Goldsworthy’s work has particular resonance in the cultural landscape of California, a historic locus of environmental sensitivity and activism. It will have added relevance in the context of landscape architect Walter Hood’s design for the de Young and in the natural environment of Golden Gate Park. Says Burgard, “The Goldsworthy commission for the new de Young resonates with American art traditions represented by objects already in the de Young's permanent collection, including Hudson River School paintings that were influenced by the reverence for nature of Ralph Waldo Emerson, Henry David Thoreau, and John Ruskin. An Andy Goldsworthy work, itself embodying the transformative power of nature and culture, serves as an apt metaphor for the transformation of the new de Young museum.”

The Artists

Gerhard Richter

The work of Gerhard Richter has influenced an entire generation of contemporary artists. The subject of the 2002 retrospective Gerhard Richter: 40 Years of Painting, organized by the Museum of Modern Art, Richter was born in Dresden, Germany, and first studied art under the social and political disciplines of the East German communist government.

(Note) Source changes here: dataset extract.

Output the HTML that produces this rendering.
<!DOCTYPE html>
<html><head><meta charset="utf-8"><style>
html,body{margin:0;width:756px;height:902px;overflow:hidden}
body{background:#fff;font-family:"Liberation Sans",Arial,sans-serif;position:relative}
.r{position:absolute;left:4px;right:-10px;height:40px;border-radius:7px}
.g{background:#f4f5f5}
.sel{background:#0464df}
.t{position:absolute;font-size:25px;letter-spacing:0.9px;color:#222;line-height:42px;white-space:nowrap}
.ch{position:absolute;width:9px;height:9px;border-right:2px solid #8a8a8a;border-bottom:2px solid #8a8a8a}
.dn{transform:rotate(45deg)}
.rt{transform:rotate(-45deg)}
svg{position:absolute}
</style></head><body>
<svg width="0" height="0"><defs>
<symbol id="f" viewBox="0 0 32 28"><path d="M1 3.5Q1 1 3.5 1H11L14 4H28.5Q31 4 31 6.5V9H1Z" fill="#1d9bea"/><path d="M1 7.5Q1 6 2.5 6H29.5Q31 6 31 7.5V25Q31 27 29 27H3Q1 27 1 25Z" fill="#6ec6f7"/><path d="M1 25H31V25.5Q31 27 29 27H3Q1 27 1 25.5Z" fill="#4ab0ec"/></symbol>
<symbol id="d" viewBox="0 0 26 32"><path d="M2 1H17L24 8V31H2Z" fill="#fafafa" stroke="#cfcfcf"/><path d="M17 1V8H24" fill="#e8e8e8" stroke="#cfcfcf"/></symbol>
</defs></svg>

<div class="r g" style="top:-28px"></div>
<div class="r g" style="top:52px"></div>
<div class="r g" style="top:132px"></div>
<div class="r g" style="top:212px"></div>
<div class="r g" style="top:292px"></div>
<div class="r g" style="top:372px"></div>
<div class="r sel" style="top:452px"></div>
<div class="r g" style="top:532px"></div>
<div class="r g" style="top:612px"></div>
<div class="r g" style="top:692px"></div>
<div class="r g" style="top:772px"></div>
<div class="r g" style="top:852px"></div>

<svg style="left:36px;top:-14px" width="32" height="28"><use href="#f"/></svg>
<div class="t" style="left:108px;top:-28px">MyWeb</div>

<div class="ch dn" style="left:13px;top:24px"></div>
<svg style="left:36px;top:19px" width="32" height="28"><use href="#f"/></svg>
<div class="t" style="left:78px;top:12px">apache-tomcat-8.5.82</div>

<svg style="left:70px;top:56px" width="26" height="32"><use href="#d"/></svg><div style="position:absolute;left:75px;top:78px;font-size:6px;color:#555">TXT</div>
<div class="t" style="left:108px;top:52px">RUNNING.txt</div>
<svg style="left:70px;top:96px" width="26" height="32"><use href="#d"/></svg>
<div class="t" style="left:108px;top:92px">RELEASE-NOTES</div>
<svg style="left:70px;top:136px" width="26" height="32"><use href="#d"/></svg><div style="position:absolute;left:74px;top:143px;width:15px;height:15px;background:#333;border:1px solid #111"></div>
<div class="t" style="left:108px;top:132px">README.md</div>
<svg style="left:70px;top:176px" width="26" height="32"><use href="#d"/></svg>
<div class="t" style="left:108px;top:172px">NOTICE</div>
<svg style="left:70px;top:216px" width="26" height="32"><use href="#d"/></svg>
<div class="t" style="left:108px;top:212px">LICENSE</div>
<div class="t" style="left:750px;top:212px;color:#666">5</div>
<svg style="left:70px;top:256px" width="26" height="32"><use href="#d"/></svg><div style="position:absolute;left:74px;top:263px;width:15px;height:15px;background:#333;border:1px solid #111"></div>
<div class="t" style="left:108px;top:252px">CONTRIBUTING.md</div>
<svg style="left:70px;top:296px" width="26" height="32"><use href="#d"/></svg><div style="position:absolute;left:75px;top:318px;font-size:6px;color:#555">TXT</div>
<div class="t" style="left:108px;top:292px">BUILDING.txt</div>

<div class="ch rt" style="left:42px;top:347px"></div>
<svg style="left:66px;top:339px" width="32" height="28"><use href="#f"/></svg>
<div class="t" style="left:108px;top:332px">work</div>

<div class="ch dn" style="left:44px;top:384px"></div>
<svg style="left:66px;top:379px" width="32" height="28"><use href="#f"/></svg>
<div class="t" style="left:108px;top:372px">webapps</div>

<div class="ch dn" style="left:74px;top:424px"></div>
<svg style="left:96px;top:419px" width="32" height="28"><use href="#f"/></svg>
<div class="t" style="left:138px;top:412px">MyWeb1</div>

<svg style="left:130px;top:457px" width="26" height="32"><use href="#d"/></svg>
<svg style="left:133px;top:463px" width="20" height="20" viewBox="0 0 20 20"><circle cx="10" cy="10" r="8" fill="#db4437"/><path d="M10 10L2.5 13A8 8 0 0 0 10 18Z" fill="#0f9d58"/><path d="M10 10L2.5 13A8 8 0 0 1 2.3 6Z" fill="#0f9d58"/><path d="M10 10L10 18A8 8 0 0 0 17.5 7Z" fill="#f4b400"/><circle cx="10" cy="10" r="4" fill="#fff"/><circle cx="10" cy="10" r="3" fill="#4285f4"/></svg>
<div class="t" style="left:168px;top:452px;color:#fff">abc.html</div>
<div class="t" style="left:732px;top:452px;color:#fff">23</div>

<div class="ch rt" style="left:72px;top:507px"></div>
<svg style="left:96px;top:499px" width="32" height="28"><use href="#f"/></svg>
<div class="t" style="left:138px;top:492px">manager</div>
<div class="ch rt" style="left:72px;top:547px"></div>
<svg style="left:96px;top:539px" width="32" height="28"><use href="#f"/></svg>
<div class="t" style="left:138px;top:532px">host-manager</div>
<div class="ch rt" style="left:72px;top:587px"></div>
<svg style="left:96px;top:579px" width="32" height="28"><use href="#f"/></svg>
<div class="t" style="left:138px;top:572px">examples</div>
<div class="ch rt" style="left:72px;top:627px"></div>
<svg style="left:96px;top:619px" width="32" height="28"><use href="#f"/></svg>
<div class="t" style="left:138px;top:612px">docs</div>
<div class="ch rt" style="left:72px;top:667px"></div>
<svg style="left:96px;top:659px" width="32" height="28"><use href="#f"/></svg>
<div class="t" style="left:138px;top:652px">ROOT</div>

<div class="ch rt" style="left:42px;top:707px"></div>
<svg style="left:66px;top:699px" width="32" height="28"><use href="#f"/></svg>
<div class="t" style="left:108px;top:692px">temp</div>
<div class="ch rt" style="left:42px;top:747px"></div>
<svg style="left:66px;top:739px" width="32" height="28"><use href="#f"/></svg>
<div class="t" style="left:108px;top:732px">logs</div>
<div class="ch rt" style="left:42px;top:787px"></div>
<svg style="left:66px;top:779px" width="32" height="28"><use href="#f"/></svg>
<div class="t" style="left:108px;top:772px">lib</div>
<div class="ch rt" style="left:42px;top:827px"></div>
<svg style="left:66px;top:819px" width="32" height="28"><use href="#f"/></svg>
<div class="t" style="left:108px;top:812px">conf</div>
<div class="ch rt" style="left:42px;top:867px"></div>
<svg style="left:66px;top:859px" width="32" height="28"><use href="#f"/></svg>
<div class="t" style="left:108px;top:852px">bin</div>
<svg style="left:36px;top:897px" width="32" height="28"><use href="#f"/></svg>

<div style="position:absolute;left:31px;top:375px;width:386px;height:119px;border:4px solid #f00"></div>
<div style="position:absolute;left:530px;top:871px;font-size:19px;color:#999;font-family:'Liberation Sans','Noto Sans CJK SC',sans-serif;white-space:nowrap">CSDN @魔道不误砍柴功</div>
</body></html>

In 1961 he moved to West Germany to continue his studies at the Kunstakademie in Düsseldorf, where he was inspired by Joseph Beuys and first encountered the movements of Art Informal, American and British Pop, and Fluxus.

Ed Ruscha
Ed Ruscha is widely recognized as one of the most influential American artists of the post-World War II generation. Although his work initially was associated with the Pop movement of the 1960s, it increasingly has transcended its Pop origins and evolved to address issues pertaining to the American landscape tradition, minimalism, and conceptual art. Similarly, while Ruscha has often been perceived of as the quintessential Los Angeles or California artist, one whose works have been interpreted as representing a uniquely California sensibility, he is one of the few artists from the region to establish an international reputation. In 2005, Ed Ruscha was the official U.S. representative to the Venice Biennale.

James Turrell
A major figure in the Earth, Conceptual, Minimal, and Process Art movements, James Turrell is one of the founders of what was termed the California Light and Space Art movement. He uses light in his room-scale projections and installations and skyspaces to challenge viewers’ conventional assumptions regarding the nature of light, solids, and even perception itself. Turrell’s works are included in numerous museum collections, including the Art Institute of Chicago, the Solomon R. Guggenheim Museum, the Hirshhorn Museum and Sculpture Garden, the Museum fur Moderne Kunst, the Museum of Modern Art, the National Gallery of Art, and the Whitney Museum of American Art.

Kiki Smith
As a leading force in American contemporary art, Kiki Smith’s work is varied in both subject and media. With a specific focus on the human body, especially the female form, Smith often incorporates religious imagery and references to folktales in her acclaimed sculptures, prints, photographs, and multi-media works. Employing materials as diverse as glass, bronze, ceramic, beeswax, fiber, and human hair, Smith blends the line between art and craft and addresses important societal issues such as the marginalization of women and personal spirituality. Smith’s work was the focus of a comprehensive solo show at the Museum of Modern Art in 2003.

Andy Goldsworthy
Using natural (and often ephemeral) materials, such as rock, wood, leaves, snow, and ice, Andy Goldsworthy has contributed to the histories of Earth, Environmental, Conceptual, Minimal, and Process art. Goldsworthy’s work has been published in a dozen major monographs and has been included in over 200 solo and group exhibitions. Born in Sale Moor, Cheshire, England, Andy Goldsworthy studied art at the Bradford College of Art (1974–75) and Preston Polytechnic, Lancaster (1975–79), where he first admired the works of Mark Boyle, Ben Nicholson, Yves Klein, Gordon Matta-Clark, Michael Heizer, Richard Serra, Robert Smithson, and Christo.

About the New de Young
Founded in 1895 in San Francisco’s Golden Gate Park, the de Young museum has been an integral part of the cultural fabric of the city and a cherished destination for millions of residents and visitors to the region for over 100 years. In fall 2005, the de Young museum will re-open in a new facility designed by the Swiss architecture firm Herzog & de Meuron and Fong & Chan Architects in San Francisco. The new de Young will provide San Francisco with a landmark art museum to showcase the museum’s significant collections of American art from the 17th through the 20th centuries, art from Central and South America, and from the Pacific and Africa, as well as an important and diverse collection of textiles.

The de Young museum and its sister museum, the Legion of Honor, together comprise the Fine Arts Museums of San Francisco, the largest public arts institution in the city and one of the largest art museums in the United States.